Though it is not working pro bono, like an NGO for example, GVL is investing heavily in Liberia. “The government is not able to fund the infrastructure we need, so we are happy to take up that challenge. Yes, we are planning to export, and when that happens we can start to earn foreign currency for Liberia, but the first market we will address will be Liberia itself, freeing it from the need to import, then West Africa, then the rest of the world. Liberia is actually much better placed geographically than SE Asia to supply the Americas and Europe.” Liberian palm oil will have the edge in terms of price, he points out. He could have added that, being a native species, its cultivation will have a lower impact on the ecology, and very probably flourish better in the soils and climate with which it is familiar.

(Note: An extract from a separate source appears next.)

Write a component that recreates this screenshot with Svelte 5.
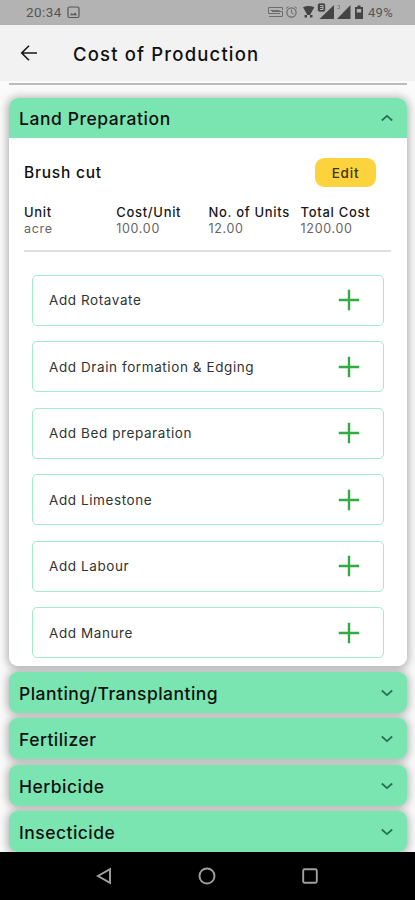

The remaining years of this decade have been well planned. 2016 will bring together the first harvests, the completion of the mill that will turn the seeds into oil and crucially the return to Liberia of the engineers who have been sent to learn the technical side of large-scale palm oil production in Indonesia. They will join those Malaysian and Indonesian engineers currently working in Liberia, says Magee. “They will be ready to run the new facility as junior managers and provide the country with a level of expertise it doesn't have yet.” Down the road, the children studying in GVL schools will contribute to a new generation of qualified Liberians, he hopes, with institutions like the school at the company's Wakefield Nursery in Butaw, also in Sinoe, taking the lead.